--- Dataset content ---
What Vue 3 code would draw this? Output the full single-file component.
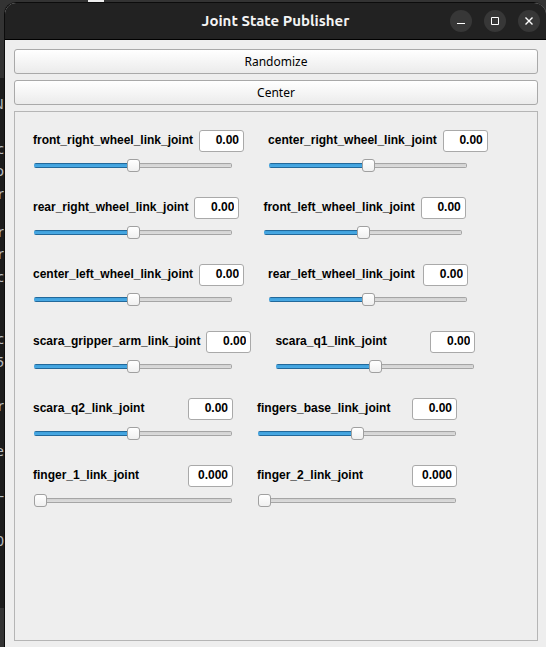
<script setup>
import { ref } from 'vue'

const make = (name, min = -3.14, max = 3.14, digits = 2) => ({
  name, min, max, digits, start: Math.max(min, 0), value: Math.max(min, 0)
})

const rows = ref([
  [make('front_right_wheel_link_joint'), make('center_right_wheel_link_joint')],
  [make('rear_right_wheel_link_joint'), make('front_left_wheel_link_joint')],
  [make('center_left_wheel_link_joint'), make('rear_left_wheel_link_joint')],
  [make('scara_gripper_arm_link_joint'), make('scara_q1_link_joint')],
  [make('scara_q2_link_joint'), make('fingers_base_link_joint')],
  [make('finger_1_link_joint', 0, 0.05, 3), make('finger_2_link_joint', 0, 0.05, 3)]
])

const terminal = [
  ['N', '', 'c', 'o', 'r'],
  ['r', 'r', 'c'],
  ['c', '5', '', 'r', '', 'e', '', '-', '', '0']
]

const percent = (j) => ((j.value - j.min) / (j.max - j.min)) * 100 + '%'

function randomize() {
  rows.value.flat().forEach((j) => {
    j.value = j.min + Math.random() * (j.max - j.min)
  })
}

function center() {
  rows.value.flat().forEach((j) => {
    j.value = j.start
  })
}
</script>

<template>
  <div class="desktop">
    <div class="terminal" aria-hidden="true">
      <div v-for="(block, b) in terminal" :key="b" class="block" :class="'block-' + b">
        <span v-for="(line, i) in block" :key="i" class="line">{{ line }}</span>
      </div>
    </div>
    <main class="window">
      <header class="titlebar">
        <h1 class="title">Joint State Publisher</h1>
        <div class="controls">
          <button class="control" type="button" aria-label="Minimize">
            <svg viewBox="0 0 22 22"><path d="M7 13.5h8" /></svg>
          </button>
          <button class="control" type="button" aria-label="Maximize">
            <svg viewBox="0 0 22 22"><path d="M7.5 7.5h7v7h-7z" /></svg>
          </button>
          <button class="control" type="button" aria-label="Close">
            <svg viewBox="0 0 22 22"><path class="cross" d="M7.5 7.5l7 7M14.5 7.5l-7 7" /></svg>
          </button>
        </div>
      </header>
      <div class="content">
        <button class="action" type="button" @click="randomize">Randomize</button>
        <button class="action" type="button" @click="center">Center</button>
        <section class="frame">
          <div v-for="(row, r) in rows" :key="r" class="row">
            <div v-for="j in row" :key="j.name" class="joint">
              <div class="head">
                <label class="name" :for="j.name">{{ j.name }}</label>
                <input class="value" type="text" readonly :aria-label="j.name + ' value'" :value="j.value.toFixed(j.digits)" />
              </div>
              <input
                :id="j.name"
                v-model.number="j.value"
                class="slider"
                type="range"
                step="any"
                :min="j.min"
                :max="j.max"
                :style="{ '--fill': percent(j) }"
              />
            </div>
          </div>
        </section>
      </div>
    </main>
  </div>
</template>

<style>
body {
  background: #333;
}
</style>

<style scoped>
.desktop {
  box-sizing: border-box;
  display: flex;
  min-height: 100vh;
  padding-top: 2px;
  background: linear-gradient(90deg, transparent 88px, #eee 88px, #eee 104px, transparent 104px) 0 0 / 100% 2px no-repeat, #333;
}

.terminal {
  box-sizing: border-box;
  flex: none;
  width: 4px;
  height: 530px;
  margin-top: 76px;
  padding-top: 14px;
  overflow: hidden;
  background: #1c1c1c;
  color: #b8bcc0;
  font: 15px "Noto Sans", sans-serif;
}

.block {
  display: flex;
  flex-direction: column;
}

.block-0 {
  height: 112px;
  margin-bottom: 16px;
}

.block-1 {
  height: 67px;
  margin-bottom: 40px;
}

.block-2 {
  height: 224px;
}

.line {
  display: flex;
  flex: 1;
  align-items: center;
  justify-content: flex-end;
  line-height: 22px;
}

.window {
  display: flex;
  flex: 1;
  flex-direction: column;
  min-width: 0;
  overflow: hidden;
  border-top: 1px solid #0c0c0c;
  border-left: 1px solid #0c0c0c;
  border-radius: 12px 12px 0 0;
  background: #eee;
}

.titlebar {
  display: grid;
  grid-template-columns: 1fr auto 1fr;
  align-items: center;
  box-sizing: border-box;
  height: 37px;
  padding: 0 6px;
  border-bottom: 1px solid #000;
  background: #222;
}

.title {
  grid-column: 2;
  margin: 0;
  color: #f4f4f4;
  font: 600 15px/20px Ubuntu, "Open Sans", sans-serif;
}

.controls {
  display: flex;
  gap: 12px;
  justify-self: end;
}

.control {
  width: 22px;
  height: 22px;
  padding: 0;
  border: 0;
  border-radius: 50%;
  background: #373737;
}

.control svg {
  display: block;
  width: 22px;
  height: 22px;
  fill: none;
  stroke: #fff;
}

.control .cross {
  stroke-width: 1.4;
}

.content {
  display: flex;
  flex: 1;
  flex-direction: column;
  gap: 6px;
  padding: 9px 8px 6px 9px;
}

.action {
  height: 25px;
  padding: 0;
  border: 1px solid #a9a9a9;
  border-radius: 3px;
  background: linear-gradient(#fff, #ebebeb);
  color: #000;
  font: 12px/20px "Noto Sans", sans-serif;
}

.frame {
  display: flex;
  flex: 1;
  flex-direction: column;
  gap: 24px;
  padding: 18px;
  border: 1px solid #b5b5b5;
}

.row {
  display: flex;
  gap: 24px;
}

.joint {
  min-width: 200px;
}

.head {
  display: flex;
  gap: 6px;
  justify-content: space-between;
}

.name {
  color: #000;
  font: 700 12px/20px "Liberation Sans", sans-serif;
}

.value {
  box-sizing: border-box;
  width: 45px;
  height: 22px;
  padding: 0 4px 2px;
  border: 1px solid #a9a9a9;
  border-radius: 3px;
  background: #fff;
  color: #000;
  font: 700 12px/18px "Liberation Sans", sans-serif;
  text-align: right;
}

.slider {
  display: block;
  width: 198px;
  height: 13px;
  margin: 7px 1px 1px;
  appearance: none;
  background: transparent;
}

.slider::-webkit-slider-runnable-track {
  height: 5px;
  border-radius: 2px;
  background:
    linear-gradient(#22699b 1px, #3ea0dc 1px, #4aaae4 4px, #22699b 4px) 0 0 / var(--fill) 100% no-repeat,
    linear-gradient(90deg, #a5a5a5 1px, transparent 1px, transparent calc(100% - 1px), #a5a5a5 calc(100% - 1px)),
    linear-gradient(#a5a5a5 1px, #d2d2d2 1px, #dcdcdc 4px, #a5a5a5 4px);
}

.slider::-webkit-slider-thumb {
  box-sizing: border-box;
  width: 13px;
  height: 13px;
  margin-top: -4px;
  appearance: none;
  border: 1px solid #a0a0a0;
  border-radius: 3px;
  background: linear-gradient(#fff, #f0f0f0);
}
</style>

--- Exercise objective ---
Transcribe the preceding listing in its entirety and with exact wording, leaving out pictures.

--- Answer in full ---
What Vue 3 code would draw this? Output the full single-file component.
<script setup>
import { ref } from 'vue'

const make = (name, min = -3.14, max = 3.14, digits = 2) => ({
  name, min, max, digits, start: Math.max(min, 0), value: Math.max(min, 0)
})

const rows = ref([
  [make('front_right_wheel_link_joint'), make('center_right_wheel_link_joint')],
  [make('rear_right_wheel_link_joint'), make('front_left_wheel_link_joint')],
  [make('center_left_wheel_link_joint'), make('rear_left_wheel_link_joint')],
  [make('scara_gripper_arm_link_joint'), make('scara_q1_link_joint')],
  [make('scara_q2_link_joint'), make('fingers_base_link_joint')],
  [make('finger_1_link_joint', 0, 0.05, 3), make('finger_2_link_joint', 0, 0.05, 3)]
])

const terminal = [
  ['N', '', 'c', 'o', 'r'],
  ['r', 'r', 'c'],
  ['c', '5', '', 'r', '', 'e', '', '-', '', '0']
]

const percent = (j) => ((j.value - j.min) / (j.max - j.min)) * 100 + '%'

function randomize() {
  rows.value.flat().forEach((j) => {
    j.value = j.min + Math.random() * (j.max - j.min)
  })
}

function center() {
  rows.value.flat().forEach((j) => {
    j.value = j.start
  })
}
</script>

<template>
  <div class="desktop">
    <div class="terminal" aria-hidden="true">
      <div v-for="(block, b) in terminal" :key="b" class="block" :class="'block-' + b">
        <span v-for="(line, i) in block" :key="i" class="line">{{ line }}</span>
      </div>
    </div>
    <main class="window">
      <header class="titlebar">
        <h1 class="title">Joint State Publisher</h1>
        <div class="controls">
          <button class="control" type="button" aria-label="Minimize">
            <svg viewBox="0 0 22 22"><path d="M7 13.5h8" /></svg>
          </button>
          <button class="control" type="button" aria-label="Maximize">
            <svg viewBox="0 0 22 22"><path d="M7.5 7.5h7v7h-7z" /></svg>
          </button>
          <button class="control" type="button" aria-label="Close">
            <svg viewBox="0 0 22 22"><path class="cross" d="M7.5 7.5l7 7M14.5 7.5l-7 7" /></svg>
          </button>
        </div>
      </header>
      <div class="content">
        <button class="action" type="button" @click="randomize">Randomize</button>
        <button class="action" type="button" @click="center">Center</button>
        <section class="frame">
          <div v-for="(row, r) in rows" :key="r" class="row">
            <div v-for="j in row" :key="j.name" class="joint">
              <div class="head">
                <label class="name" :for="j.name">{{ j.name }}</label>
                <input class="value" type="text" readonly :aria-label="j.name + ' value'" :value="j.value.toFixed(j.digits)" />
              </div>
              <input
                :id="j.name"
                v-model.number="j.value"
                class="slider"
                type="range"
                step="any"
                :min="j.min"
                :max="j.max"
                :style="{ '--fill': percent(j) }"
              />
            </div>
          </div>
        </section>
      </div>
    </main>
  </div>
</template>

<style>
body {
  background: #333;
}
</style>

<style scoped>
.desktop {
  box-sizing: border-box;
  display: flex;
  min-height: 100vh;
  padding-top: 2px;
  background: linear-gradient(90deg, transparent 88px, #eee 88px, #eee 104px, transparent 104px) 0 0 / 100% 2px no-repeat, #333;
}

.terminal {
  box-sizing: border-box;
  flex: none;
  width: 4px;
  height: 530px;
  margin-top: 76px;
  padding-top: 14px;
  overflow: hidden;
  background: #1c1c1c;
  color: #b8bcc0;
  font: 15px "Noto Sans", sans-serif;
}

.block {
  display: flex;
  flex-direction: column;
}

.block-0 {
  height: 112px;
  margin-bottom: 16px;
}

.block-1 {
  height: 67px;
  margin-bottom: 40px;
}

.block-2 {
  height: 224px;
}

.line {
  display: flex;
  flex: 1;
  align-items: center;
  justify-content: flex-end;
  line-height: 22px;
}

.window {
  display: flex;
  flex: 1;
  flex-direction: column;
  min-width: 0;
  overflow: hidden;
  border-top: 1px solid #0c0c0c;
  border-left: 1px solid #0c0c0c;
  border-radius: 12px 12px 0 0;
  background: #eee;
}

.titlebar {
  display: grid;
  grid-template-columns: 1fr auto 1fr;
  align-items: center;
  box-sizing: border-box;
  height: 37px;
  padding: 0 6px;
  border-bottom: 1px solid #000;
  background: #222;
}

.title {
  grid-column: 2;
  margin: 0;
  color: #f4f4f4;
  font: 600 15px/20px Ubuntu, "Open Sans", sans-serif;
}

.controls {
  display: flex;
  gap: 12px;
  justify-self: end;
}

.control {
  width: 22px;
  height: 22px;
  padding: 0;
  border: 0;
  border-radius: 50%;
  background: #373737;
}

.control svg {
  display: block;
  width: 22px;
  height: 22px;
  fill: none;
  stroke: #fff;
}

.control .cross {
  stroke-width: 1.4;
}

.content {
  display: flex;
  flex: 1;
  flex-direction: column;
  gap: 6px;
  padding: 9px 8px 6px 9px;
}

.action {
  height: 25px;
  padding: 0;
  border: 1px solid #a9a9a9;
  border-radius: 3px;
  background: linear-gradient(#fff, #ebebeb);
  color: #000;
  font: 12px/20px "Noto Sans", sans-serif;
}

.frame {
  display: flex;
  flex: 1;
  flex-direction: column;
  gap: 24px;
  padding: 18px;
  border: 1px solid #b5b5b5;
}

.row {
  display: flex;
  gap: 24px;
}

.joint {
  min-width: 200px;
}

.head {
  display: flex;
  gap: 6px;
  justify-content: space-between;
}

.name {
  color: #000;
  font: 700 12px/20px "Liberation Sans", sans-serif;
}

.value {
  box-sizing: border-box;
  width: 45px;
  height: 22px;
  padding: 0 4px 2px;
  border: 1px solid #a9a9a9;
  border-radius: 3px;
  background: #fff;
  color: #000;
  font: 700 12px/18px "Liberation Sans", sans-serif;
  text-align: right;
}

.slider {
  display: block;
  width: 198px;
  height: 13px;
  margin: 7px 1px 1px;
  appearance: none;
  background: transparent;
}

.slider::-webkit-slider-runnable-track {
  height: 5px;
  border-radius: 2px;
  background:
    linear-gradient(#22699b 1px, #3ea0dc 1px, #4aaae4 4px, #22699b 4px) 0 0 / var(--fill) 100% no-repeat,
    linear-gradient(90deg, #a5a5a5 1px, transparent 1px, transparent calc(100% - 1px), #a5a5a5 calc(100% - 1px)),
    linear-gradient(#a5a5a5 1px, #d2d2d2 1px, #dcdcdc 4px, #a5a5a5 4px);
}

.slider::-webkit-slider-thumb {
  box-sizing: border-box;
  width: 13px;
  height: 13px;
  margin-top: -4px;
  appearance: none;
  border: 1px solid #a0a0a0;
  border-radius: 3px;
  background: linear-gradient(#fff, #f0f0f0);
}
</style>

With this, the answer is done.